As for now, homeowners may receive a 30% geothermal tax credit until January 1, 2033. Likewise, geothermal heat pumps have a 25-year life span with a 300–600% greater efficiency and 25–50% reduced energy consumption.
Where to Find Geothermal Energy Installers in San Francisco
You may need to call around, but geothermal energy installers in San Francisco can help you transition to clean and cost-effective energy.
Cabrillo Plumbing, Heating, and Cooling is a licensed HVAC contractor that installs heat pumps in the San Francisco Bay area. The company highlights the suitability of the city’s temperate climate for this particular heat source. San Francisco residents should call for a consultation, in which one of Cabrillo’s expert technicians will recommend the best system for your home.

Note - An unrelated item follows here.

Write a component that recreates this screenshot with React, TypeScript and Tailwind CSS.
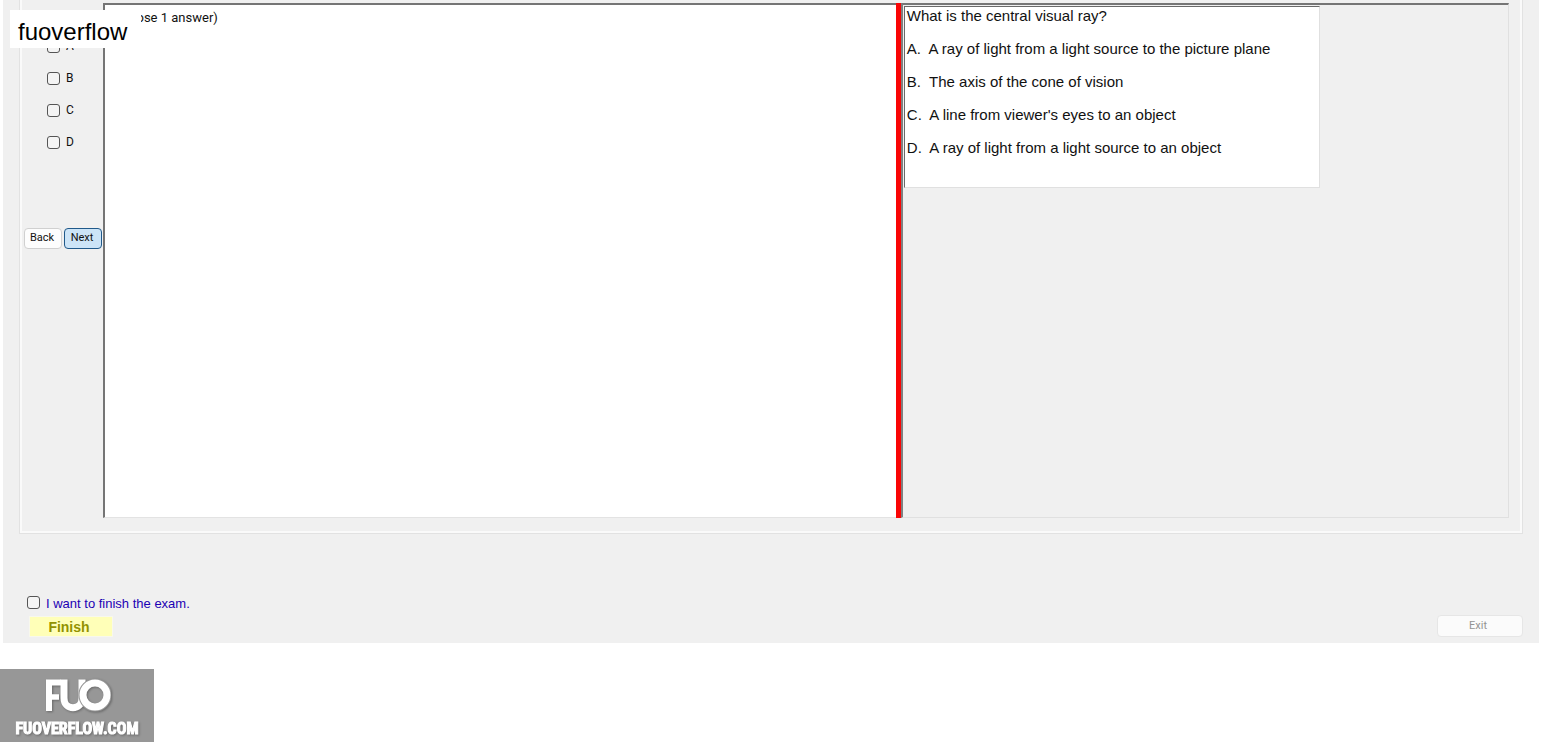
import { useState } from "react";
import clsx from "clsx";

const CHOICES = ["A", "B", "C", "D"];

const ANSWERS = [
  { key: "A", text: "A ray of light from a light source to the picture plane" },
  { key: "B", text: "The axis of the cone of vision" },
  { key: "C", text: "A line from viewer's eyes to an object" },
  { key: "D", text: "A ray of light from a light source to an object" },
];

const checkboxClass =
  "appearance-none size-[13px] shrink-0 rounded-[3px] border border-[#555] bg-[#f4f4f4] checked:bg-[#0067c0]";

function Sidebar() {
  const [selected, setSelected] = useState<string | null>(null);

  return (
    <aside className="w-20 shrink-0 pt-[35px] font-[Roboto,sans-serif] text-xs text-[#111]">
      <div className="flex flex-col gap-4 pl-6">
        {CHOICES.map((choice) => (
          <label key={choice} className="flex h-4 items-center gap-1.5">
            <input
              type="checkbox"
              className={checkboxClass}
              checked={selected === choice}
              onChange={() => setSelected(selected === choice ? null : choice)}
            />
            {choice}
          </label>
        ))}
      </div>
      <div className="mt-[78px] flex gap-0.5 pl-px text-[11px]">
        <button type="button" className="h-[21px] w-[38px] rounded-[4px] border border-[#d0d0d0] bg-[#fdfdfd] pr-0.5">
          Back
        </button>
        <button type="button" className="h-[21px] w-[38px] rounded-[4px] border border-[#20598a] bg-[#cce4f7] pr-0.5">
          Next
        </button>
      </div>
    </aside>
  );
}

function Question() {
  return (
    <div className="ml-px mt-px h-[182px] w-[416px] max-w-full border border-[#e0e0e0] border-l-[#696969] border-t-[#696969] bg-white pl-0.5 text-[15px] leading-[18px] text-[#111]">
      <p>What is the central visual ray?</p>
      <ol className="mt-[15px] flex flex-col gap-[15px]">
        {ANSWERS.map((a) => (
          <li key={a.key} className="whitespace-pre">
            {a.key}.{"  "}{a.text}
          </li>
        ))}
      </ol>
    </div>
  );
}

function Logo() {
  return (
    <div className="flex h-[73px] w-[154px] flex-col items-center bg-[#979797] pt-2 text-white">
      <svg width="68" height="36" viewBox="0 0 68 36" fill="none" className="drop-shadow-[1px_1px_1px_rgba(0,0,0,0.3)]" aria-hidden="true">
        <path d="M6 34V5.5H18" stroke="#fff" strokeWidth="6" />
        <path d="M6 20H16" stroke="#fff" strokeWidth="5.5" />
        <path d="M21 2.5V21C21 34 39 34 39 21V2.5" stroke="#fff" strokeWidth="7" />
        <circle cx="52" cy="18" r="13.8" stroke="#979797" strokeWidth="5.5" />
        <circle cx="52" cy="18" r="12" stroke="#fff" strokeWidth="7" />
      </svg>
      <span className="mt-1 font-['Liberation_Sans_Narrow','Roboto_Condensed','Liberation_Sans',sans-serif] text-base font-bold leading-6 drop-shadow-[1px_1px_1px_rgba(0,0,0,0.3)] [-webkit-text-stroke:1px_white]">
        FUOVERFLOW.COM
      </span>
    </div>
  );
}

export default function App() {
  const [finish, setFinish] = useState(false);

  return (
    <div className="relative min-h-screen bg-white font-['Liberation_Sans',Arial,sans-serif]">
      <main className="mx-[3px] bg-[#f0f0f0] px-4 pb-1.5">
        {/* Exam group box */}
        <section className="border-x border-b border-[#e2e2e2]">
          <div className="flex border-x-2 border-b-2 border-[#fafafa] pb-[13px] pl-px pr-[11px] pt-[3px]">
            <Sidebar />
            <div className="flex min-h-[515px] min-w-0 flex-1">
              <div className="min-w-0 flex-[793] border-b border-l-2 border-t-2 border-b-[#e3e3e3] border-l-[#757575] border-t-[#757575] bg-white pl-1 pt-[5px]">
                <p className="font-[Roboto,sans-serif] text-[13px] leading-4 text-[#111]">(Choose 1 answer)</p>
              </div>
              <div className="w-[5px] shrink-0 bg-[#fa0505]" />
              <div className="min-w-0 flex-[610] border-b border-l-2 border-r border-t-2 border-b-[#e0e0e0] border-l-[#808080] border-r-[#e0e0e0] border-t-[#757575]">
                <Question />
              </div>
            </div>
          </div>
        </section>

        {/* Finish / exit row */}
        <footer className="mt-[62px] flex items-end justify-between">
          <div>
            <label className="ml-2 flex h-4 items-start gap-1.5 text-[13px] leading-4 text-[#1c00b4]">
              <input
                type="checkbox"
                className={checkboxClass}
                checked={finish}
                onChange={(e) => setFinish(e.target.checked)}
              />
              I want to finish the exam.
            </label>
            <button
              type="button"
              className={clsx(
                "ml-2.5 mt-1 block h-[21px] w-[84px] border border-[#f8f8ec] bg-[#ffffb8] pr-1 text-sm font-bold leading-[18px]",
                finish ? "text-[#5c5c00]" : "text-[#929200]"
              )}
            >
              Finish
            </button>
          </div>
          <button
            type="button"
            className="h-[22px] w-[86px] rounded-[4px] border border-[#e6e6e6] bg-[#fbfbfb] pr-1 font-[Roboto,sans-serif] text-[11px] text-[#949494]"
          >
            Exit
          </button>
        </footer>
      </main>

      <div className="mt-[26px]">
        <Logo />
      </div>

      {/* Watermark over the top left corner */}
      <div className="absolute left-2.5 top-2.5 h-[38px] w-[131px] bg-white pl-2 pt-1.5 text-2xl leading-8 text-black">
        fuoverflow
      </div>
    </div>
  );
}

Bell Brothers Plumbing, Heating & Air is another HVAC company that specializes in geothermal energy installations in the Bay Area. Although San Francisco is an excellent location to implement geothermal energy, Bell Brothers doesn’t recommend it if you already have a natural gas-powered furnace. As the company points out, homeowners can only use it for cooling, so they’ll miss out on most of its efficiency.

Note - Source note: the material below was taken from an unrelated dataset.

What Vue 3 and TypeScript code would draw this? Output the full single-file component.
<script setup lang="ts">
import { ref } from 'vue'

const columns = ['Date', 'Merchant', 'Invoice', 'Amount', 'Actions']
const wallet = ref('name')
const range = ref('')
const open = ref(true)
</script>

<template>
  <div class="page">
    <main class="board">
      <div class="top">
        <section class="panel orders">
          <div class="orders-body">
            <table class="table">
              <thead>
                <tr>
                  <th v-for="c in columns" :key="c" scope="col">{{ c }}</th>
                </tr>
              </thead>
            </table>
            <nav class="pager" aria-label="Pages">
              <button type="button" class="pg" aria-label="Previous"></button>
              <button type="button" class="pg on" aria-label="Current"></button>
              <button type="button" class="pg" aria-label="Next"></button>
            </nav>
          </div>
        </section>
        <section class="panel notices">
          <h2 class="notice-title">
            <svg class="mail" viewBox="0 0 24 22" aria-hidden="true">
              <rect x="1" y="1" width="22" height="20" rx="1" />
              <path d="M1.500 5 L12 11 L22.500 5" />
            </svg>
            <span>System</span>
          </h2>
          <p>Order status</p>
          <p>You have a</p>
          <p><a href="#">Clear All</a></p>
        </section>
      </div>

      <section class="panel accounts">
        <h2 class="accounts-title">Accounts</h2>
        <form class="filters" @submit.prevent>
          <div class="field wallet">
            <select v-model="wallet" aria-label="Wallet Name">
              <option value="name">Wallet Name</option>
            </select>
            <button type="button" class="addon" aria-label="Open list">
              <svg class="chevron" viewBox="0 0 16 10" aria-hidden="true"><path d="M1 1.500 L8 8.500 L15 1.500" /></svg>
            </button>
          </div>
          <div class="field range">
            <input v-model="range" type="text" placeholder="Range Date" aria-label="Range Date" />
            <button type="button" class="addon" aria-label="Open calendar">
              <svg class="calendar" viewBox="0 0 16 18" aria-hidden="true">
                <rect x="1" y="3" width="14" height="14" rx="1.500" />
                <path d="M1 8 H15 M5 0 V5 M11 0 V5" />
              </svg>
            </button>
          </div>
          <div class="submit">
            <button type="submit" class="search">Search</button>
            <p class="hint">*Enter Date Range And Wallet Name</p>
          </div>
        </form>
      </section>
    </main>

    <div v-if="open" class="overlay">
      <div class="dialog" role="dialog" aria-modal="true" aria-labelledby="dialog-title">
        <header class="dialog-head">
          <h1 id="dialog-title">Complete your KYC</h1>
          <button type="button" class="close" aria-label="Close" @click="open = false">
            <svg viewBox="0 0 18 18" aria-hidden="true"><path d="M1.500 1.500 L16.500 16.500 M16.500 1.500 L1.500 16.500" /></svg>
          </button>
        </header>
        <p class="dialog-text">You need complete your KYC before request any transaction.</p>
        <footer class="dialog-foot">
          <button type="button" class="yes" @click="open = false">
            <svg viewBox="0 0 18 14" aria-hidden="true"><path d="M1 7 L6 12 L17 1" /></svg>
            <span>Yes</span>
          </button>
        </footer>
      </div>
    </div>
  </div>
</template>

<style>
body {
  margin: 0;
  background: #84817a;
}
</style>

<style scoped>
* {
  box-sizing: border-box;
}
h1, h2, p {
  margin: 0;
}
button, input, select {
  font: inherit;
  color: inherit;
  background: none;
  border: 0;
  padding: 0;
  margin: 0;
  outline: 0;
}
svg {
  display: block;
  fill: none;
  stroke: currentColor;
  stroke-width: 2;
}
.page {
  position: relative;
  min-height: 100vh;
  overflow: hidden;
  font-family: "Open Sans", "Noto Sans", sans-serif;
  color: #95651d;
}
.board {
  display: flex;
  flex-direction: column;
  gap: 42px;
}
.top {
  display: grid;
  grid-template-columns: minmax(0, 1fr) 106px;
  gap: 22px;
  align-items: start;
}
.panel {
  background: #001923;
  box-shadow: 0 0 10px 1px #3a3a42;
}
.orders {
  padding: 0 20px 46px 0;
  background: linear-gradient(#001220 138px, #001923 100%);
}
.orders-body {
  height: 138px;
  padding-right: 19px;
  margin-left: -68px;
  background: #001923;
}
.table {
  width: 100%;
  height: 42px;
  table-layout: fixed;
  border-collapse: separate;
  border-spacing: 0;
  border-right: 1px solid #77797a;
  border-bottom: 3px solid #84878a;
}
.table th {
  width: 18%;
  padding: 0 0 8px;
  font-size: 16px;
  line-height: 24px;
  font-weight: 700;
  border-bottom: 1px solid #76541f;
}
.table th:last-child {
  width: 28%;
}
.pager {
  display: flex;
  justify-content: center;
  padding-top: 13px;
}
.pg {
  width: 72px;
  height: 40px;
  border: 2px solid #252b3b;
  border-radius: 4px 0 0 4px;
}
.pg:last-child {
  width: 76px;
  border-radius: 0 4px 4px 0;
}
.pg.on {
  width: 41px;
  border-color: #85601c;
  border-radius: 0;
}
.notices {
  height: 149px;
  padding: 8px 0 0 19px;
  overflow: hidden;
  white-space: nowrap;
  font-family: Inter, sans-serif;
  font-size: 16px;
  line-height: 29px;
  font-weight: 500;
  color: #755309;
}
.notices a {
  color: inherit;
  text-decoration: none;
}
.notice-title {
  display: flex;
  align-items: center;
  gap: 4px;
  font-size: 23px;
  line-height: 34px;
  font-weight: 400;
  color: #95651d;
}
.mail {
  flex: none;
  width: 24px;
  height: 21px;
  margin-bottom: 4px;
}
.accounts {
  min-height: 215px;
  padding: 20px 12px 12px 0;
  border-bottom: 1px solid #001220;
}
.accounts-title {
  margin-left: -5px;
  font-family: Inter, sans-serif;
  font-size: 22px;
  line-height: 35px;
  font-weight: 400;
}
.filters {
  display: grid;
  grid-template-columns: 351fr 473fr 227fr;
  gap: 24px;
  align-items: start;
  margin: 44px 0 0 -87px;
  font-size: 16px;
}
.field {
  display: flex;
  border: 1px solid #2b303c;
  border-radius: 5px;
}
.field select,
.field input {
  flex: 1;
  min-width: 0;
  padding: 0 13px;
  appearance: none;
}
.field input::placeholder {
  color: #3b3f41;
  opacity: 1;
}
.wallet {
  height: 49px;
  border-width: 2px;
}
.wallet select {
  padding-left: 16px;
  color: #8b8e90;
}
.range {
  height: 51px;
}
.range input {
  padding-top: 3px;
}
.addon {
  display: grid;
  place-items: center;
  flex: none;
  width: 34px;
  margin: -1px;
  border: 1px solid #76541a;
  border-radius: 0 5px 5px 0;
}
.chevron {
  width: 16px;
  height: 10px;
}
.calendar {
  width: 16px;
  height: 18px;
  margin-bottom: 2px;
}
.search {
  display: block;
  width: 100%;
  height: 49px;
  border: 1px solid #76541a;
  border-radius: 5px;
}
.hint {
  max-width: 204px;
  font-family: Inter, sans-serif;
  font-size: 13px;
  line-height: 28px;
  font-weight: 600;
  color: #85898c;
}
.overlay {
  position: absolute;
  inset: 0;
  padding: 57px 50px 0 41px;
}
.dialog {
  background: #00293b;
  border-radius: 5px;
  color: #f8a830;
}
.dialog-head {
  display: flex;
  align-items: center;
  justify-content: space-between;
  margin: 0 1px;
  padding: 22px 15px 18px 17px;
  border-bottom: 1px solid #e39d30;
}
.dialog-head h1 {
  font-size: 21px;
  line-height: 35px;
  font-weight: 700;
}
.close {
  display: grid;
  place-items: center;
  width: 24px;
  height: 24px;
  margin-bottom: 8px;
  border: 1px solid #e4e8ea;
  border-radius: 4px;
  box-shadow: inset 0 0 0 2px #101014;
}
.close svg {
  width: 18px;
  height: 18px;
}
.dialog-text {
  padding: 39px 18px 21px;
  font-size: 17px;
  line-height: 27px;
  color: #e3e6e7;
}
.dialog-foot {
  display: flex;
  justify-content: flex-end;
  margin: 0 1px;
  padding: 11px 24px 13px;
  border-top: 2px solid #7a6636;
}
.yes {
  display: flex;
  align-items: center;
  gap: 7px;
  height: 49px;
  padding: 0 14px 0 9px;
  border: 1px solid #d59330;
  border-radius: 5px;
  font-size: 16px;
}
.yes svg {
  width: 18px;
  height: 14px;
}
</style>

Homeowners may search for a local geothermal contractor through popular geothermal heat pumps manufacturers, such as Carrier, Bosch or Bryant. Insert your zip code on their websites to see which geothermal energy installers in the Bay Area can integrate geothermal heat for you correctly.
Just the Beginning of Geothermal Energy in San Fransisco
The San Francisco Bay Area is just starting to understand the benefits of geothermal energy. However, geothermal energy will take California’s renewable energy goals to new heights in the coming years. Perhaps most exciting is the upcoming expansion of the Geysers Geothermal Field, which will deliver more opportunities for San Francisco residents to jump on clean energy and cost savings.